Como la gota que horada la piedra, Cristina destila de continuo su plan de impunidad. Y sostiene el objetivo de prepararle a su hijo Máximo el camino hacia el poder futuro, sueño compartido con el desaparecido Néstor Kirchner cuando crearon las bases de La Cámpora desde las estructuras del poder y con los recursos económicos del Estado para remunerar a los jóvenes militantes. Y, a decir verdad, han hecho realidad en buena medida aquella ensoñación dinástica de dos jóvenes y atrevidos dirigentes que sostenían que el poder político no bastaba, que había que apoderarse de los resortes de la economía a través del ejercicio del gobierno, crear la teorizada burguesía nacional sobre la base de un capitalismo de amigos financiado con los recursos económicos del Estado, sus regulaciones mañosas y el trato discriminatorio hacia los competidores surgidos de las actividades del mercado abierto. Y pagar el costo con crecientes impuestos a la ciudadanía. Es el viejo plan de cazar en el zoológico, que convierte a los cazadores en seres ficcionales, incompetentes sin la ayuda del organizador; ineficientes, porque en su abastecida comodidad jamás buscan la superación; corruptos, porque para disfrutar de esas canonjías deben compartir el botín. Es la historia que, en parte, se ventila en los tribunales, aunque allí el aire se torne cada vez más viciado.
Mientras tanto, la Argentina padece. La irracionalidad dominante busca la salida por el fondo del pozo. Las contradicciones son monumentales. Necesitamos dólares, pero cerramos exportaciones. Decimos que la Argentina produce alimentos para 400 millones de personas, pero restringimos las exportaciones de carnes que, además, no se consumen en el mercado interno.

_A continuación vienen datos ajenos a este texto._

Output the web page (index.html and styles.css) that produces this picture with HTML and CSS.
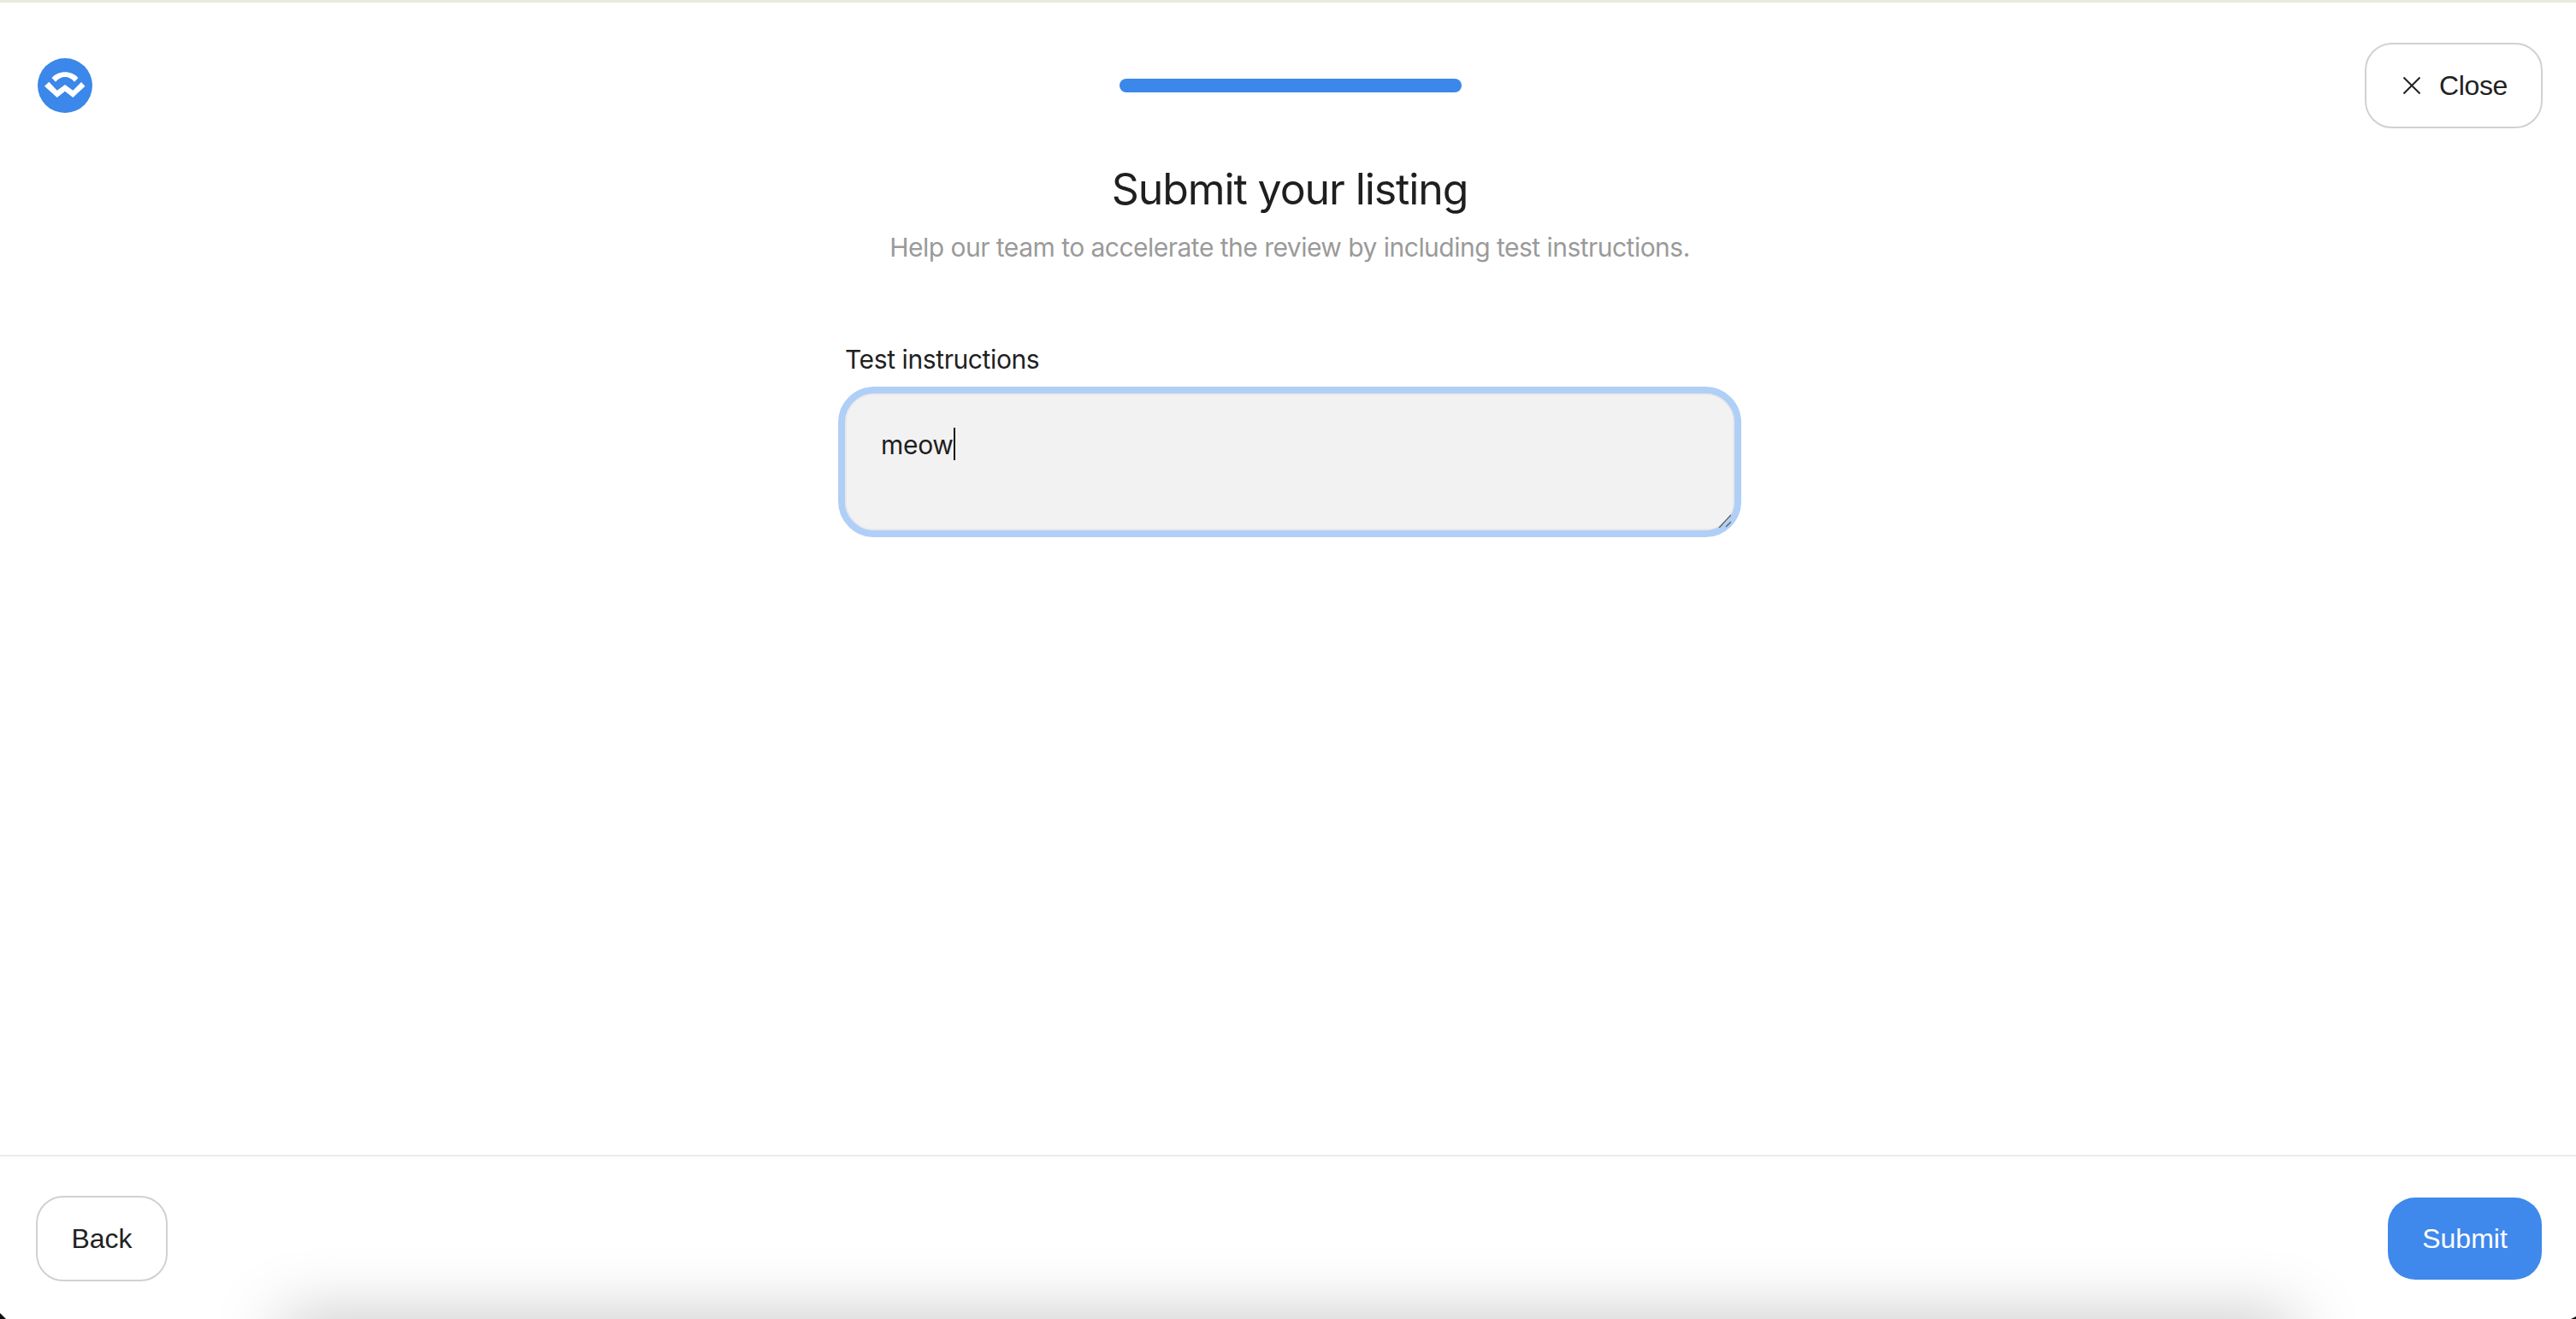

Como tantos otros analistas, Javier Timerman, hermano de Héctor, excanciller de Cristina, advierte desde los EE.UU. que muy difícilmente los abundantes fondos excedentes que hay en el mundo "inviertan en una economía con tanta discrecionalidad". Pero en lugar de aflojar la cincha de gravámenes regresivos y construir un acuerdo inteligente a partir de los errores y aprendizajes de los anteriores gobiernos (principalmente los de Cristina y Macri) para activar una progresiva modernización del Estado, se redobla la apuesta a la confrontación. Así, se amplía la lista de los déficits del país, el dispendio de su capital intelectual y de su fuerza de trabajo, la falta de horizonte que sume al conjunto en una acechante oscuridad.
La política, en general, está pagando el costo de su distanciamiento de la sociedad, que no se acorta con zalamerías de último momento.
Convencionales que firmaron el texto constitucional de 1994, aprobado con inédito nivel de representatividad política y unanimidad de voluntad, hoy ocupan cargos en el gobierno y conspiran cada día para reemplazarlo por un cuerpo normativo autocrático.